The diagonal elements of M indicate the weight given to the difference in each variable in the classification of instances as similar or not. From the results, $X_1, X_3, X_5$ were the most relevant, as was expected from the intuition of the problem. The off-diagonal terms of M indicate impact of interaction terms. Using the 2-5 fold CV, metric kNN model was a better classifier than a logistic regression model.

Visualisation of M (left), ROC curves for the classification (right)

The authors then added noise variables to the model. This makes the model more realistic since multi-dimensional characterizations are likely to include variables that have little or no relationship to the output variable. Metric learning was able to filter out the noise variables while still detecting the relationship between the 5 initial variables.

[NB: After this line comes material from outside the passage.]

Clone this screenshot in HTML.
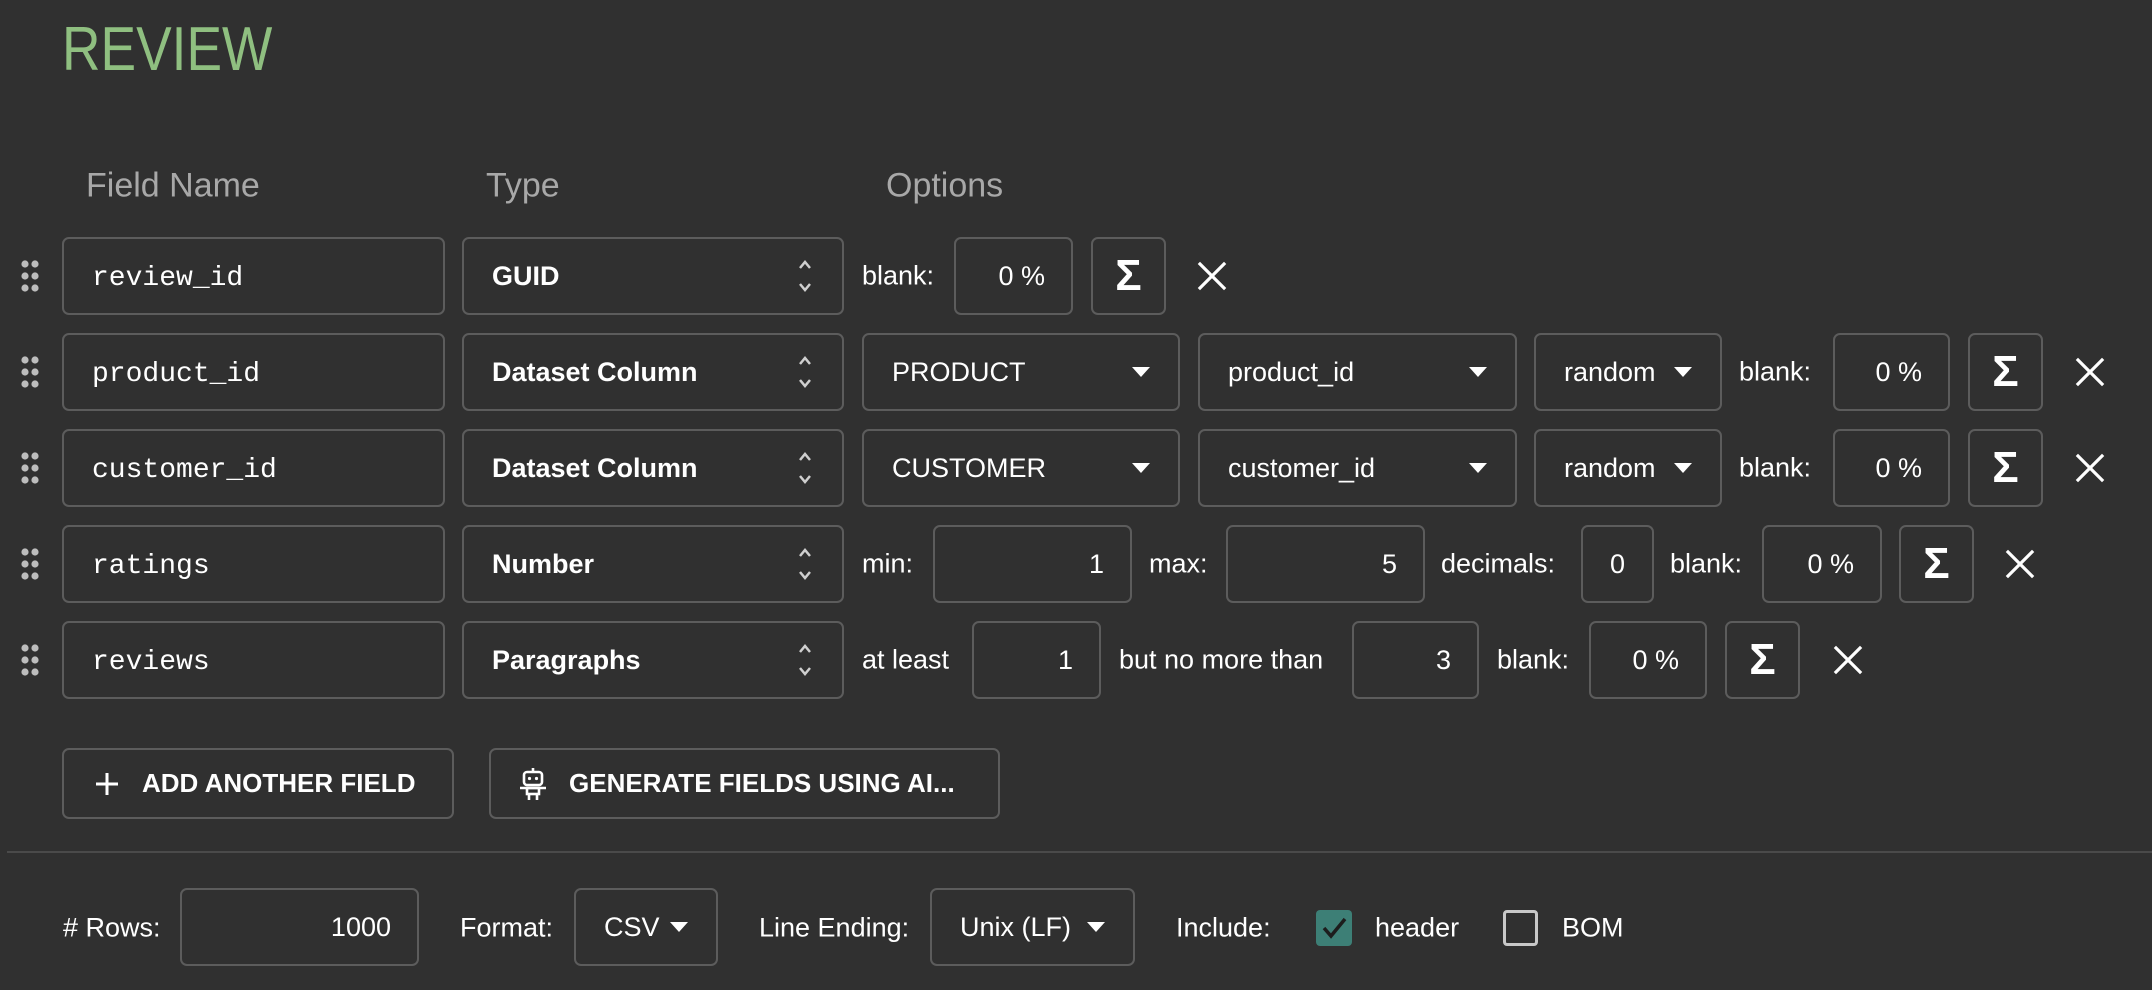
<!DOCTYPE html>
<html><head><meta charset="utf-8"><style>
*{box-sizing:border-box;margin:0;padding:0}
body{width:2152px;height:990px;background:#303030;overflow:hidden;position:relative;font-family:"Liberation Sans",Arial,sans-serif;color:#fff}
.a{position:absolute}
.box{position:absolute;border:2px solid #5c5c5c;border-radius:7px;height:78px;display:flex;align-items:center;font-size:27px}
.lbl{position:absolute;font-size:27px;line-height:1;transform:translateY(-50%)}
.mono{font-family:"Liberation Mono",monospace;font-size:28px;padding-left:28px;padding-top:5px}
.bold{font-weight:bold;padding-left:28px}
.r{justify-content:flex-end;padding-right:26px}
.sel{padding-left:28px}
.tri{position:absolute;right:28px;top:50%;margin-top:-5px;width:0;height:0;border-left:9px solid transparent;border-right:9px solid transparent;border-top:10px solid #fff}
.spin{position:absolute;right:30px;top:50%;transform:translateY(-50%)}
.sig{justify-content:center;font-size:44px;font-weight:bold;width:75px}
.x{position:absolute;width:30px;height:30px;transform:translate(-50%,-50%)}
.h{position:absolute;top:186px;transform:translateY(-50%);font-size:34px;color:#a8a8a8}
.drag{position:absolute;left:21px;width:18px;height:32px;transform:translateY(-50%)}
</style></head><body>
<div class="a" style="left:62px;top:14px;font-size:62px;color:#8fbf80;font-weight:300;transform:scaleX(0.86);transform-origin:left top">REVIEW</div>
<div class="h" style="left:86px">Field Name</div>
<div class="h" style="left:486px">Type</div>
<div class="h" style="left:886px">Options</div>

<svg width="0" height="0" style="position:absolute"><defs><g id="dg" fill="#bdbdbd"><circle cx="4" cy="4" r="3.6"/><circle cx="14" cy="4" r="3.6"/><circle cx="4" cy="16" r="3.6"/><circle cx="14" cy="16" r="3.6"/><circle cx="4" cy="28" r="3.6"/><circle cx="14" cy="28" r="3.6"/></g>
<g id="xx" stroke="#fff" stroke-width="3.2" stroke-linecap="square"><line x1="3" y1="3" x2="27" y2="27"/><line x1="27" y1="3" x2="3" y2="27"/></g>
<g id="sp" fill="none" stroke="#cfcfcf" stroke-width="2.5"><polyline points="2,9 7,3 12,9"/><polyline points="2,25 7,31 12,25"/></g></defs></svg>

<svg class="drag" style="top:276px" viewBox="0 0 18 32"><use href="#dg"/></svg>
<div class="box mono" style="left:62px;width:383px;top:237px">review_id</div>
<div class="box bold" style="left:462px;width:382px;top:237px">GUID<svg class="spin" width="14" height="34"><use href="#sp"/></svg></div>
<div class="lbl" style="left:862px;top:276px">blank:</div>
<div class="box r" style="left:954px;width:119px;top:237px">0 %</div>
<div class="box sig" style="left:1091px;top:237px">Σ</div>
<svg class="x" style="left:1212px;top:276px"><use href="#xx"/></svg>

<svg class="drag" style="top:372px" viewBox="0 0 18 32"><use href="#dg"/></svg>
<div class="box mono" style="left:62px;width:383px;top:333px">product_id</div>
<div class="box bold" style="left:462px;width:382px;top:333px">Dataset Column<svg class="spin" width="14" height="34"><use href="#sp"/></svg></div>
<div class="box sel" style="left:862px;width:318px;top:333px">PRODUCT<span class="tri"></span></div>
<div class="box sel" style="left:1198px;width:319px;top:333px">product_id<span class="tri"></span></div>
<div class="box sel" style="left:1534px;width:188px;top:333px">random<span class="tri"></span></div>
<div class="lbl" style="left:1739px;top:372px">blank:</div>
<div class="box r" style="left:1833px;width:117px;top:333px">0 %</div>
<div class="box sig" style="left:1968px;top:333px">Σ</div>
<svg class="x" style="left:2090px;top:372px"><use href="#xx"/></svg>

<svg class="drag" style="top:468px" viewBox="0 0 18 32"><use href="#dg"/></svg>
<div class="box mono" style="left:62px;width:383px;top:429px">customer_id</div>
<div class="box bold" style="left:462px;width:382px;top:429px">Dataset Column<svg class="spin" width="14" height="34"><use href="#sp"/></svg></div>
<div class="box sel" style="left:862px;width:318px;top:429px">CUSTOMER<span class="tri"></span></div>
<div class="box sel" style="left:1198px;width:319px;top:429px">customer_id<span class="tri"></span></div>
<div class="box sel" style="left:1534px;width:188px;top:429px">random<span class="tri"></span></div>
<div class="lbl" style="left:1739px;top:468px">blank:</div>
<div class="box r" style="left:1833px;width:117px;top:429px">0 %</div>
<div class="box sig" style="left:1968px;top:429px">Σ</div>
<svg class="x" style="left:2090px;top:468px"><use href="#xx"/></svg>

<svg class="drag" style="top:564px" viewBox="0 0 18 32"><use href="#dg"/></svg>
<div class="box mono" style="left:62px;width:383px;top:525px">ratings</div>
<div class="box bold" style="left:462px;width:382px;top:525px">Number<svg class="spin" width="14" height="34"><use href="#sp"/></svg></div>
<div class="lbl" style="left:862px;top:564px">min:</div>
<div class="box r" style="left:933px;width:199px;top:525px">1</div>
<div class="lbl" style="left:1149px;top:564px">max:</div>
<div class="box r" style="left:1226px;width:199px;top:525px">5</div>
<div class="lbl" style="left:1441px;top:564px">decimals:</div>
<div class="box" style="left:1581px;width:73px;top:525px;justify-content:center">0</div>
<div class="lbl" style="left:1670px;top:564px">blank:</div>
<div class="box r" style="left:1762px;width:120px;top:525px">0 %</div>
<div class="box sig" style="left:1899px;top:525px">Σ</div>
<svg class="x" style="left:2020px;top:564px"><use href="#xx"/></svg>

<svg class="drag" style="top:660px" viewBox="0 0 18 32"><use href="#dg"/></svg>
<div class="box mono" style="left:62px;width:383px;top:621px">reviews</div>
<div class="box bold" style="left:462px;width:382px;top:621px">Paragraphs<svg class="spin" width="14" height="34"><use href="#sp"/></svg></div>
<div class="lbl" style="left:862px;top:660px">at least</div>
<div class="box r" style="left:972px;width:129px;top:621px">1</div>
<div class="lbl" style="left:1119px;top:660px">but no more than</div>
<div class="box r" style="left:1352px;width:127px;top:621px">3</div>
<div class="lbl" style="left:1497px;top:660px">blank:</div>
<div class="box r" style="left:1589px;width:118px;top:621px">0 %</div>
<div class="box sig" style="left:1725px;top:621px">Σ</div>
<svg class="x" style="left:1848px;top:660px"><use href="#xx"/></svg>

<div class="box" style="left:62px;width:392px;top:748px;height:71px;font-weight:bold;font-size:26px;padding-left:30px">
<svg width="26" height="26" style="margin-right:22px"><path d="M13 2V24M2 13H24" stroke="#fff" stroke-width="3"/></svg>ADD ANOTHER FIELD</div>
<div class="box" style="left:489px;width:511px;top:748px;height:71px;font-weight:bold;font-size:26px;padding-left:28px">
<svg width="28" height="34" viewBox="0 0 28 34" style="margin-right:22px" fill="none" stroke="#fff" stroke-width="2.6"><line x1="14" y1="1" x2="14" y2="5"/><rect x="5" y="5" width="18" height="13" rx="3"/><circle cx="10.5" cy="11.5" r="1.6" fill="#fff" stroke="none"/><circle cx="17.5" cy="11.5" r="1.6" fill="#fff" stroke="none"/><line x1="1" y1="21" x2="27" y2="21"/><rect x="8" y="21" width="12" height="6"/><line x1="10" y1="27" x2="10" y2="33"/><line x1="18" y1="27" x2="18" y2="33"/></svg>GENERATE FIELDS USING AI...</div>

<div class="a" style="left:7px;right:0;top:851px;height:2px;background:#4a4a4a"></div>

<div class="lbl" style="left:63px;top:928px">#&nbsp;Rows:</div>
<div class="box r" style="left:180px;width:239px;top:888px">1000</div>
<div class="lbl" style="left:460px;top:928px">Format:</div>
<div class="box sel" style="left:574px;width:144px;top:888px">CSV<span class="tri"></span></div>
<div class="lbl" style="left:759px;top:928px">Line Ending:</div>
<div class="box sel" style="left:930px;width:205px;top:888px">Unix (LF)<span class="tri"></span></div>
<div class="lbl" style="left:1176px;top:928px">Include:</div>
<div class="a" style="left:1316px;top:910px;width:36px;height:36px;background:#3d7f76;border-radius:4px"><svg width="36" height="36"><path d="M8 18L15 26L29 9" stroke="#1d1d1d" stroke-width="3.5" fill="none"/></svg></div>
<div class="lbl" style="left:1375px;top:928px">header</div>
<div class="a" style="left:1503px;top:910px;width:35px;height:36px;border:3px solid #c8c8c8;border-radius:4px"></div>
<div class="lbl" style="left:1562px;top:928px">BOM</div>
</body></html>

M for the noise-augmented data (left), ROC curves for classification (right)

4. Some Final Thoughts

I believe this solution is valuable for 2 main reasons:

It proposes a method for more in-depth analysis of simulation results which may be useful for real-time predictions and identifying drivers of system performance. The method is useful for revealing relationships between different components of the system and their effect on performance.
The method allows us to apply kNN on high-dimension input data without the needing to manually trim the state space. This allows analysis to be done without prior knowledge about what variables may or may not be relevant, as they can all be included and the metric learning will reveal the relevance.

Learn More

[1] Hastie, T., R. Tibshirani, and J. Friedman. 2009. The Elements of Statistical Learning: Data Mining, Inference, and Prediction. 2nd ed. New York: Springer.

[2] Weinberger, K. Q., and L. K. Saul. 2009. “Distance Metric Learning for Large Margin Nearest Neighbor Classification”. Journal of Machine Learning Research 10(9):207–244.